Mojo function

max

max[dtype: DType, width: Int, //, *, block_size: Int, broadcast: Bool = True](val: SIMD[dtype, width]) -> SIMD[dtype, width]

Computes the maximum value across all threads in a block.

Performs a parallel reduction using warp-level operations and shared memory to find the global maximum across all threads in the block.

Parameters:

dtype (DType): The data type of the SIMD elements.
width (Int): The number of elements in each SIMD vector.
block_size (Int): The total number of threads in the block.
broadcast (Bool): If True, the final reduced value is broadcast to all threads in the block. If False, only the first thread will have the complete result.

Args:

val (SIMD): The SIMD value to reduce. Each thread contributes its value to find the maximum.

Returns:

SIMD: If broadcast is True, each thread in the block will receive the maximum value across the entire block. Otherwise, only the first thread will have the complete result.

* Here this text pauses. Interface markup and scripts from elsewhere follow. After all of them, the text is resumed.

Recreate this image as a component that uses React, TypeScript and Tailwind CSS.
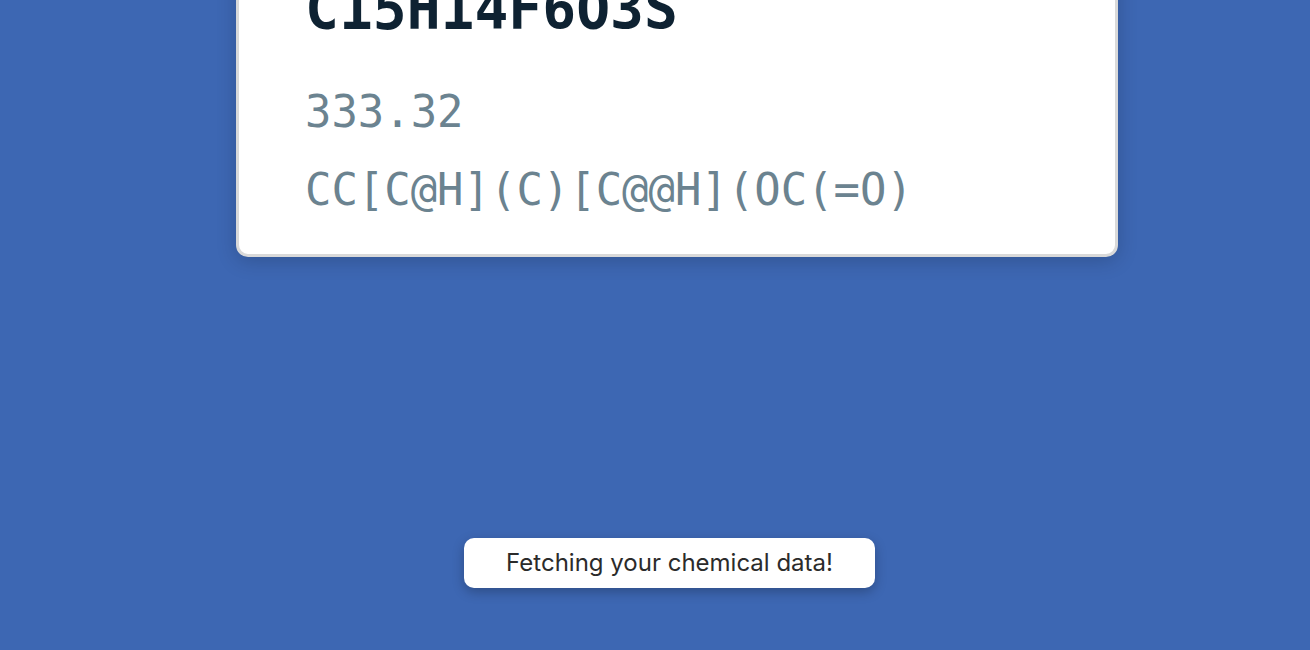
export default function App() {
  return (
    <div className="relative h-[650px] w-[1310px] overflow-hidden bg-[#3d67b3]">
      <div className="ml-[236px] mt-[-61px] w-[882px] rounded-[12px] border-[3px] border-[#d9d9d9] bg-white pb-[25px] pl-[66px] pt-[40px] shadow-[0_4px_20px_rgba(0,0,0,0.18)]" style={{ fontFamily: '"DejaVu Sans Mono", monospace' }}>
        <div className="text-[56.3px] font-bold leading-[56px] text-[#0e2232]">C15H14F6O3S</div>
        <div className="mt-[35px] whitespace-nowrap text-[43.9px] leading-[78px] text-[#6b8390]">333.32</div>
        <div className="whitespace-nowrap text-[43.9px] leading-[78px] text-[#6b8390]">CC[C@H](C)[C@@H](OC(=O)</div>
      </div>
      <div className="absolute left-[464px] top-[538px] flex h-[50px] w-[411px] items-center justify-center rounded-[10px] bg-white text-[24px] text-[#2b2b2b] shadow-[0_4px_12px_rgba(0,0,0,0.25)]" style={{ fontFamily: 'Inter, "Liberation Sans", sans-serif' }}>
        Fetching your chemical data!
      </div>
    </div>
  );
}
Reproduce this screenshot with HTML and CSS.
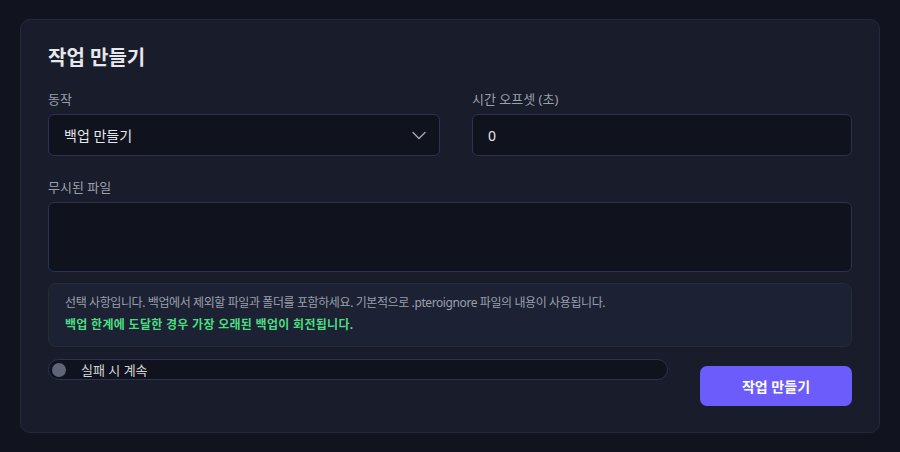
FILE: index.html
```html
<!DOCTYPE html>
<html lang="ko">
<head>
    <meta charset="UTF-8">
    <meta name="viewport" content="width=device-width, initial-scale=1.0">
    <title>작업 만들기</title>
    <link rel="stylesheet" href="styles.css">
</head>
<body>

<div class="card">
    <h2 class="card-title">작업 만들기</h2>

    <div class="row">
        <div class="field">
            <label class="field-label">동작</label>
            <div class="select">
                <span>백업 만들기</span>
                <svg class="chevron" width="16" height="16" viewBox="0 0 16 16">
                    <path d="M2 5.5 L8 11.5 L14 5.5" fill="none" stroke="#9ca3af" stroke-width="1.5" stroke-linecap="round" stroke-linejoin="round"/>
                </svg>
            </div>
        </div>
        <div class="field">
            <label class="field-label">시간 오프셋 (초)</label>
            <div class="input">0</div>
        </div>
    </div>

    <div class="field">
        <label class="field-label">무시된 파일</label>
        <div class="textarea"></div>
    </div>

    <div class="info">
        <p class="info-text">선택 사항입니다. 백업에서 제외할 파일과 폴더를 포함하세요. 기본적으로 .pteroignore 파일의 내용이 사용됩니다.</p>
        <p class="info-note">백업 한계에 도달한 경우 가장 오래된 백업이 회전됩니다.</p>
    </div>

    <div class="footer">
        <div class="toggle">
            <span class="knob"></span>
            <span class="toggle-label">실패 시 계속</span>
        </div>
        <button class="submit">작업 만들기</button>
    </div>
</div>

</body>
</html>
```

FILE: styles.css
```css
body {
    margin: 0;
    padding: 19px 20px;
    background-color: #11141f;
    font-family: 'Noto Sans', 'Noto Sans CJK KR', sans-serif;
    color: #e5e7eb;
}

.card {
    background-color: #181c2b;
    border: 1px solid #232a3d;
    border-radius: 10px;
    padding: 24px 27px 26px;
}

.card-title {
    margin: 0 0 17px;
    font-size: 20px;
    line-height: 28px;
    font-weight: 700;
    color: #e5e7eb;
}

.row {
    display: grid;
    grid-template-columns: 392fr 380fr;
    gap: 32px;
    margin-bottom: 21px;
}

.field-label {
    display: block;
    font-size: 13px;
    line-height: 20px;
    color: #9aa0ab;
    margin-bottom: 5px;
}

.select,
.input,
.textarea {
    box-sizing: border-box;
    background-color: #10131d;
    border: 1px solid #2b3350;
    border-radius: 6px;
    font-size: 14px;
    color: #e5e7eb;
}

.select,
.input {
    height: 42px;
    display: flex;
    align-items: center;
    padding: 0 15px;
}

.select {
    justify-content: space-between;
    padding-right: 12px;
}

.textarea {
    height: 70px;
}

.info {
    margin-top: 11px;
    background-color: #1c2134;
    border: 1px solid #262d32;
    border-radius: 8px;
    padding: 8px 16px 10px;
}

.info p {
    margin: 0;
    font-size: 12px;
    line-height: 22px;
}

.info-text {
    color: #9aa0ab;
    letter-spacing: -0.4px;
}

.info-note {
    color: #4ade80;
    font-weight: 700;
    letter-spacing: 0.3px;
}

.footer {
    display: flex;
    gap: 32px;
    margin-top: 12px;
}

.toggle {
    flex: 1;
    box-sizing: border-box;
    height: 21px;
    display: flex;
    align-items: center;
    background-color: #10131d;
    border: 1px solid #2b3350;
    border-radius: 11px;
    padding-left: 3px;
}

.knob {
    width: 14px;
    height: 14px;
    border-radius: 50%;
    background-color: #5f6577;
}

.toggle-label {
    margin-left: 15px;
    font-size: 13px;
    color: #d1d5db;
}

.submit {
    width: 152px;
    height: 40px;
    margin-top: 7px;
    background-color: #6b5cfb;
    border: none;
    border-radius: 7px;
    color: #fff;
    font-family: inherit;
    font-size: 14px;
    font-weight: 700;
    cursor: pointer;
}
```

max[dtype: DType, width: Int, //, *, block_dim_x: Int, block_dim_y: Int, block_dim_z: Int = 1, broadcast: Bool = True](val: SIMD[dtype, width]) -> SIMD[dtype, width]

Computes the maximum value across all threads in a multi-dimensional block.

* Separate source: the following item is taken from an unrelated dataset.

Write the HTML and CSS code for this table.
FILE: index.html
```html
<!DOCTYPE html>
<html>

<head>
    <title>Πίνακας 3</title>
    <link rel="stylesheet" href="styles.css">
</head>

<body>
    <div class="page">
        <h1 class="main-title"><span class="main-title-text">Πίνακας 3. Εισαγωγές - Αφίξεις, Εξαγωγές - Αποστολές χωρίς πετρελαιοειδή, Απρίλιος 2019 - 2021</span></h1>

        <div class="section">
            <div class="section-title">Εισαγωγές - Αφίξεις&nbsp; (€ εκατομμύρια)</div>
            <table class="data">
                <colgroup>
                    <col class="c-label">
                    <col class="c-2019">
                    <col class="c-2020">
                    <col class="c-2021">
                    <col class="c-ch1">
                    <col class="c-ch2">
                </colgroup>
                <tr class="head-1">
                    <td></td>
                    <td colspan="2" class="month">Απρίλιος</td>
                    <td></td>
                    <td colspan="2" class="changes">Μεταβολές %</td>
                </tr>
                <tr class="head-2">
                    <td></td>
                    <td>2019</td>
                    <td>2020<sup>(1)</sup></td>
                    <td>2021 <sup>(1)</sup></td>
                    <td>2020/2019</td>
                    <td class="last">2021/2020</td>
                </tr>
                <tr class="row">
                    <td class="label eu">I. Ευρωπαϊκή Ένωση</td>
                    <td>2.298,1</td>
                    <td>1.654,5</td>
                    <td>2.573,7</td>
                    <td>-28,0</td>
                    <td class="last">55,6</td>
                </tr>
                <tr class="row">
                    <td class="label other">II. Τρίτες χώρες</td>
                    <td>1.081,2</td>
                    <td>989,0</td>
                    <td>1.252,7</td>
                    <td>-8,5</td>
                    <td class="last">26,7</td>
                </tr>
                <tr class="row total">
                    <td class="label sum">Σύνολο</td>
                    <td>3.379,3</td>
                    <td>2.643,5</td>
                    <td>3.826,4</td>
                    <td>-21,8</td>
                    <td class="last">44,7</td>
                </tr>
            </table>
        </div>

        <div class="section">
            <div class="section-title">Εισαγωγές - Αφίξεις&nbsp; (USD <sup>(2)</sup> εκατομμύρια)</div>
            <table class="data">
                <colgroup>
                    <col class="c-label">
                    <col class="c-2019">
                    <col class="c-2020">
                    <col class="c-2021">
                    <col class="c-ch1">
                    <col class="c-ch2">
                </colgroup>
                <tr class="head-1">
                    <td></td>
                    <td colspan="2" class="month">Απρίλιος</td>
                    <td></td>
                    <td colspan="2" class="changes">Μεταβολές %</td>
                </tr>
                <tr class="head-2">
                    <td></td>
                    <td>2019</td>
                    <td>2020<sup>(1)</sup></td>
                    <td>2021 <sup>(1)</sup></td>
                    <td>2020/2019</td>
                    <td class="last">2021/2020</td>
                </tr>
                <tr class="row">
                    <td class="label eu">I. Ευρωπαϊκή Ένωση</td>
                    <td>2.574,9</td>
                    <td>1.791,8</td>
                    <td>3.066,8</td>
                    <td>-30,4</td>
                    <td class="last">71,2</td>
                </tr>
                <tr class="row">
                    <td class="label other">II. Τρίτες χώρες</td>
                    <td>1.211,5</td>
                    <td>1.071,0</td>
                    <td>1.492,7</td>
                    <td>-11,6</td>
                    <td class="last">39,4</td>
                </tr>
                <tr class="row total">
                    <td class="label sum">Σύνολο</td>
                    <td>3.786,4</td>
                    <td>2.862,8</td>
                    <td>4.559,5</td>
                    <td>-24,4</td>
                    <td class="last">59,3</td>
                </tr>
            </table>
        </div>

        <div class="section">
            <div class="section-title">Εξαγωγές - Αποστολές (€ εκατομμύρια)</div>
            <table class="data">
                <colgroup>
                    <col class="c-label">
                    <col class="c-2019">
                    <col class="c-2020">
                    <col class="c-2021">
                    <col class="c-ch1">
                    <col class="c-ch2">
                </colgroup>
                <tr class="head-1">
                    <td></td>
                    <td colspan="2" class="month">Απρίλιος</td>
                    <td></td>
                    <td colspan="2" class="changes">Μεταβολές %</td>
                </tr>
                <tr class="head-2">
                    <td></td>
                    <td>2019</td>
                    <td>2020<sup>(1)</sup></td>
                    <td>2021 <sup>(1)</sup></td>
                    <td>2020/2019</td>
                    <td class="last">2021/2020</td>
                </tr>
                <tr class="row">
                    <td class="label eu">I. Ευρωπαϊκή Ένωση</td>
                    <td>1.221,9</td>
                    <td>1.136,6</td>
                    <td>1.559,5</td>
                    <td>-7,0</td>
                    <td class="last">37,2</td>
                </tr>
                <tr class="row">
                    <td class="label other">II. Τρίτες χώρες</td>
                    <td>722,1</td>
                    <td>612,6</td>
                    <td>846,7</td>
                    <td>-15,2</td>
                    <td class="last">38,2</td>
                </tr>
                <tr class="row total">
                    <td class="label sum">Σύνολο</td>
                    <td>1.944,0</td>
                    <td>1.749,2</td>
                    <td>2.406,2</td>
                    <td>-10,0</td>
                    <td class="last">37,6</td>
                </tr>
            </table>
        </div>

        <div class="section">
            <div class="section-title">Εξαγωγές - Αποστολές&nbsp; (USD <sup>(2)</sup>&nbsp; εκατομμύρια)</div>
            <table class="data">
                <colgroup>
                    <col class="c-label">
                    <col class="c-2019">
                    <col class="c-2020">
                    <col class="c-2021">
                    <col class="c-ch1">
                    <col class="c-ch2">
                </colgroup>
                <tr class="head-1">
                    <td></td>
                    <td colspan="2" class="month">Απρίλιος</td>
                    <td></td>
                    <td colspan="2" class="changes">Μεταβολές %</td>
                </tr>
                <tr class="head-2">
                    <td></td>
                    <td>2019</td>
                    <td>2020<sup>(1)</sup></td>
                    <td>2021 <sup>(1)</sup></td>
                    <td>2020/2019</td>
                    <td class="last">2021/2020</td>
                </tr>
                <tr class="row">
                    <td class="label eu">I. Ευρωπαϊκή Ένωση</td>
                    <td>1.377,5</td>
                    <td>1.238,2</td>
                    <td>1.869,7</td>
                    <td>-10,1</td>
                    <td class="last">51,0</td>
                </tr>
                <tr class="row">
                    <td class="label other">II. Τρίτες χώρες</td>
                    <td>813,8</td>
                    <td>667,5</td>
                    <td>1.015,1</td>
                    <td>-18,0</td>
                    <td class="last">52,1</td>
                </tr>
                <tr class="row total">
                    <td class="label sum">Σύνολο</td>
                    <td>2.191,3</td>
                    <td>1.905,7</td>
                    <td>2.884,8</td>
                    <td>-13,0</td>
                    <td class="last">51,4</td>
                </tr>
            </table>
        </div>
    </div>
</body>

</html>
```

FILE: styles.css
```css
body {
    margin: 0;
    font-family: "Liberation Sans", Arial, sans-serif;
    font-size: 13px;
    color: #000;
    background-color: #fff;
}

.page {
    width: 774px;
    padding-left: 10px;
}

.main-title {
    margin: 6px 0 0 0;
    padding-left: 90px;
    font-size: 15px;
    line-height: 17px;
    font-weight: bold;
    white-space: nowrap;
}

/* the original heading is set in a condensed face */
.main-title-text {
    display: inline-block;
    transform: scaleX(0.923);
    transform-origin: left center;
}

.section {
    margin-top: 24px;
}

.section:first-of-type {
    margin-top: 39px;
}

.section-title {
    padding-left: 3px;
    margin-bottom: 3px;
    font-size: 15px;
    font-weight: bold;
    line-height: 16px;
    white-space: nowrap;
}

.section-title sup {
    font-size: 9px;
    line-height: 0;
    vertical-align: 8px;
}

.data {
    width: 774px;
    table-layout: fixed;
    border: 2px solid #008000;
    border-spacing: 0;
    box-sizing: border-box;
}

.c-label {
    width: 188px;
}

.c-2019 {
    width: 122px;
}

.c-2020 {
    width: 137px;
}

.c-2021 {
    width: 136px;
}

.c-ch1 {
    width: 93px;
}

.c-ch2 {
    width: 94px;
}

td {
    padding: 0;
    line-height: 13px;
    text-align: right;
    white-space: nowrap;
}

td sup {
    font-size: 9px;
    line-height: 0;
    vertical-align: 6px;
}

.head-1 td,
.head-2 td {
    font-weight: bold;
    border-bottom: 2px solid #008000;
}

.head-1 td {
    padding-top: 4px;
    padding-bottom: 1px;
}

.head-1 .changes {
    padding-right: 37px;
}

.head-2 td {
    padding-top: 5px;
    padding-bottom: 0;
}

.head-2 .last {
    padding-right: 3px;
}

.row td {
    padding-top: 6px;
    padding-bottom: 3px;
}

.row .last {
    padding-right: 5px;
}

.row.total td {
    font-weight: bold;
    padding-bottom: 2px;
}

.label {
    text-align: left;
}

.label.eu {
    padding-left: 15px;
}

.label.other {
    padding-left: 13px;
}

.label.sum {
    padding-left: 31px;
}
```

Performs a parallel reduction using warp-level operations and shared memory to find the global maximum across all threads in the block. Thread IDs are linearized in row-major order: x + y * dim_x + z * dim_x * dim_y.

Parameters:

dtype (DType): The data type of the SIMD elements.
width (Int): The number of elements in each SIMD vector.
block_dim_x (Int): The number of threads along the X dimension.
block_dim_y (Int): The number of threads along the Y dimension.
block_dim_z (Int): The number of threads along the Z dimension (default: 1).
broadcast (Bool): If True, the final reduced value is broadcast to all threads in the block. If False, only the first thread will have the complete result.

Args:

val (SIMD): The SIMD value to reduce. Each thread contributes its value to find the maximum.

Returns:

SIMD: If broadcast is True, each thread in the block will receive the maximum value across the entire block. Otherwise, only the first thread will have the complete result.